Aim: Transcribe the full listing exactly, and drop every picture.

# START OF Available data

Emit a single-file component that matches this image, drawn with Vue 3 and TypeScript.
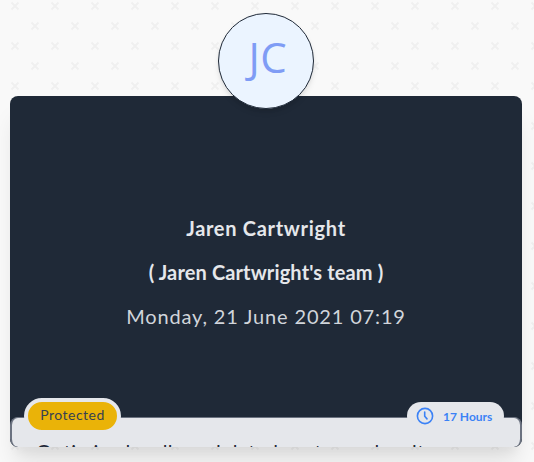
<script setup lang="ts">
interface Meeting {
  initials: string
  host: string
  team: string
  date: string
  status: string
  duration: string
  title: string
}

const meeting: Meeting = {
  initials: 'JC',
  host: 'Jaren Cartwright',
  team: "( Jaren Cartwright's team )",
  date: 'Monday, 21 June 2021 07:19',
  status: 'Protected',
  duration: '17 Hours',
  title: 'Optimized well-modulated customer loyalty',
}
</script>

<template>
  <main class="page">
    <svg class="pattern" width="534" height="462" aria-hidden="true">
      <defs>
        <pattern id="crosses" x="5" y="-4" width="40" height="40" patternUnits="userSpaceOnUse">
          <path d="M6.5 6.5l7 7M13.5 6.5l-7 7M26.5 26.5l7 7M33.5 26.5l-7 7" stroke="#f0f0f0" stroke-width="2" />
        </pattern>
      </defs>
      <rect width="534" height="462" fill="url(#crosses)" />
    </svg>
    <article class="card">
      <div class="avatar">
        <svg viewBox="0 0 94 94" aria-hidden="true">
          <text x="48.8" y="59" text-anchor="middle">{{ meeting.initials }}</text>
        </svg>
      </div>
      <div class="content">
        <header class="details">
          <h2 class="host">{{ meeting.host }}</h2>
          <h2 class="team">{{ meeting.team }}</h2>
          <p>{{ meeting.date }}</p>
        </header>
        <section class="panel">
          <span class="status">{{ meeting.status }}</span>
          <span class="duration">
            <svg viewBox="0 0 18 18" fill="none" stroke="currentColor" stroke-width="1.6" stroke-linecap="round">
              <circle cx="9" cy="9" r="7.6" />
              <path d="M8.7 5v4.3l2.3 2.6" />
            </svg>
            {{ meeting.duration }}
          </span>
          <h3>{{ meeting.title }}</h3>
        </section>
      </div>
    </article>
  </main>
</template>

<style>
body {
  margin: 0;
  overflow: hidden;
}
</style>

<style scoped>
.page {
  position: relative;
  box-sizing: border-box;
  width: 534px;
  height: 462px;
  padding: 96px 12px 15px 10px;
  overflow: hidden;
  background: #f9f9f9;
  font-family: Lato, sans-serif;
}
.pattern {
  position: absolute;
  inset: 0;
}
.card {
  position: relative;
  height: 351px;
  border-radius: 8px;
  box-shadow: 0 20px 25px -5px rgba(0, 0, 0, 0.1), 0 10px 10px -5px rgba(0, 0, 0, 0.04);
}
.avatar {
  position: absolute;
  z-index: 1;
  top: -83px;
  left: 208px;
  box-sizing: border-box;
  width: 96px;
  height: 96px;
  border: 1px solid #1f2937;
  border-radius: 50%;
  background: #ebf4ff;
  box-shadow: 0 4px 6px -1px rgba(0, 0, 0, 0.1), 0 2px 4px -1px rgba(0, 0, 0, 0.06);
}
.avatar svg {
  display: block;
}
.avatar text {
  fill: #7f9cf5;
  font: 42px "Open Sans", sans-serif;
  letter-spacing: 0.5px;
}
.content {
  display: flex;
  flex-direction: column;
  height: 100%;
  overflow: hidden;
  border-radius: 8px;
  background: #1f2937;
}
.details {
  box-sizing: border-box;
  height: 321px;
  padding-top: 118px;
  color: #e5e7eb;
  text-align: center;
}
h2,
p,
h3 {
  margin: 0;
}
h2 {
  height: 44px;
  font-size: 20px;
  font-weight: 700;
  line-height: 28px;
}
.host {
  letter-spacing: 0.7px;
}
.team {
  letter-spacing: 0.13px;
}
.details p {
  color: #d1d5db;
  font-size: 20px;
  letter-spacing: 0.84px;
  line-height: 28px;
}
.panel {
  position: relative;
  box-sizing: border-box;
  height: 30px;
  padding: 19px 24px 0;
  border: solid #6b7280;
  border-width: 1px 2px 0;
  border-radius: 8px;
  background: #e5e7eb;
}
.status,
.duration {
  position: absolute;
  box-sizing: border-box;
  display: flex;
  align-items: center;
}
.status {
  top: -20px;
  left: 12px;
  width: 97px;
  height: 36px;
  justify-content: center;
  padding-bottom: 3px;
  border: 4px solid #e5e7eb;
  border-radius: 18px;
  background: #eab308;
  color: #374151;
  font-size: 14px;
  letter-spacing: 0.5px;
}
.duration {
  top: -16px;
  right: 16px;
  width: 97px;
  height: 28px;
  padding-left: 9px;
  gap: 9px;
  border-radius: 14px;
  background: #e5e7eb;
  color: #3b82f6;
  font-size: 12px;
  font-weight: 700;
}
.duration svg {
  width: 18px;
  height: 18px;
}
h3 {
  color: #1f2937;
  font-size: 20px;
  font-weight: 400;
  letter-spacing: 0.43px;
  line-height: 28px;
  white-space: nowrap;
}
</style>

# END OF Available data

Answer to this problem:
Emit a single-file component that matches this image, drawn with Vue 3 and TypeScript.
<script setup lang="ts">
interface Meeting {
  initials: string
  host: string
  team: string
  date: string
  status: string
  duration: string
  title: string
}

const meeting: Meeting = {
  initials: 'JC',
  host: 'Jaren Cartwright',
  team: "( Jaren Cartwright's team )",
  date: 'Monday, 21 June 2021 07:19',
  status: 'Protected',
  duration: '17 Hours',
  title: 'Optimized well-modulated customer loyalty',
}
</script>

<template>
  <main class="page">
    <svg class="pattern" width="534" height="462" aria-hidden="true">
      <defs>
        <pattern id="crosses" x="5" y="-4" width="40" height="40" patternUnits="userSpaceOnUse">
          <path d="M6.5 6.5l7 7M13.5 6.5l-7 7M26.5 26.5l7 7M33.5 26.5l-7 7" stroke="#f0f0f0" stroke-width="2" />
        </pattern>
      </defs>
      <rect width="534" height="462" fill="url(#crosses)" />
    </svg>
    <article class="card">
      <div class="avatar">
        <svg viewBox="0 0 94 94" aria-hidden="true">
          <text x="48.8" y="59" text-anchor="middle">{{ meeting.initials }}</text>
        </svg>
      </div>
      <div class="content">
        <header class="details">
          <h2 class="host">{{ meeting.host }}</h2>
          <h2 class="team">{{ meeting.team }}</h2>
          <p>{{ meeting.date }}</p>
        </header>
        <section class="panel">
          <span class="status">{{ meeting.status }}</span>
          <span class="duration">
            <svg viewBox="0 0 18 18" fill="none" stroke="currentColor" stroke-width="1.6" stroke-linecap="round">
              <circle cx="9" cy="9" r="7.6" />
              <path d="M8.7 5v4.3l2.3 2.6" />
            </svg>
            {{ meeting.duration }}
          </span>
          <h3>{{ meeting.title }}</h3>
        </section>
      </div>
    </article>
  </main>
</template>

<style>
body {
  margin: 0;
  overflow: hidden;
}
</style>

<style scoped>
.page {
  position: relative;
  box-sizing: border-box;
  width: 534px;
  height: 462px;
  padding: 96px 12px 15px 10px;
  overflow: hidden;
  background: #f9f9f9;
  font-family: Lato, sans-serif;
}
.pattern {
  position: absolute;
  inset: 0;
}
.card {
  position: relative;
  height: 351px;
  border-radius: 8px;
  box-shadow: 0 20px 25px -5px rgba(0, 0, 0, 0.1), 0 10px 10px -5px rgba(0, 0, 0, 0.04);
}
.avatar {
  position: absolute;
  z-index: 1;
  top: -83px;
  left: 208px;
  box-sizing: border-box;
  width: 96px;
  height: 96px;
  border: 1px solid #1f2937;
  border-radius: 50%;
  background: #ebf4ff;
  box-shadow: 0 4px 6px -1px rgba(0, 0, 0, 0.1), 0 2px 4px -1px rgba(0, 0, 0, 0.06);
}
.avatar svg {
  display: block;
}
.avatar text {
  fill: #7f9cf5;
  font: 42px "Open Sans", sans-serif;
  letter-spacing: 0.5px;
}
.content {
  display: flex;
  flex-direction: column;
  height: 100%;
  overflow: hidden;
  border-radius: 8px;
  background: #1f2937;
}
.details {
  box-sizing: border-box;
  height: 321px;
  padding-top: 118px;
  color: #e5e7eb;
  text-align: center;
}
h2,
p,
h3 {
  margin: 0;
}
h2 {
  height: 44px;
  font-size: 20px;
  font-weight: 700;
  line-height: 28px;
}
.host {
  letter-spacing: 0.7px;
}
.team {
  letter-spacing: 0.13px;
}
.details p {
  color: #d1d5db;
  font-size: 20px;
  letter-spacing: 0.84px;
  line-height: 28px;
}
.panel {
  position: relative;
  box-sizing: border-box;
  height: 30px;
  padding: 19px 24px 0;
  border: solid #6b7280;
  border-width: 1px 2px 0;
  border-radius: 8px;
  background: #e5e7eb;
}
.status,
.duration {
  position: absolute;
  box-sizing: border-box;
  display: flex;
  align-items: center;
}
.status {
  top: -20px;
  left: 12px;
  width: 97px;
  height: 36px;
  justify-content: center;
  padding-bottom: 3px;
  border: 4px solid #e5e7eb;
  border-radius: 18px;
  background: #eab308;
  color: #374151;
  font-size: 14px;
  letter-spacing: 0.5px;
}
.duration {
  top: -16px;
  right: 16px;
  width: 97px;
  height: 28px;
  padding-left: 9px;
  gap: 9px;
  border-radius: 14px;
  background: #e5e7eb;
  color: #3b82f6;
  font-size: 12px;
  font-weight: 700;
}
.duration svg {
  width: 18px;
  height: 18px;
}
h3 {
  color: #1f2937;
  font-size: 20px;
  font-weight: 400;
  letter-spacing: 0.43px;
  line-height: 28px;
  white-space: nowrap;
}
</style>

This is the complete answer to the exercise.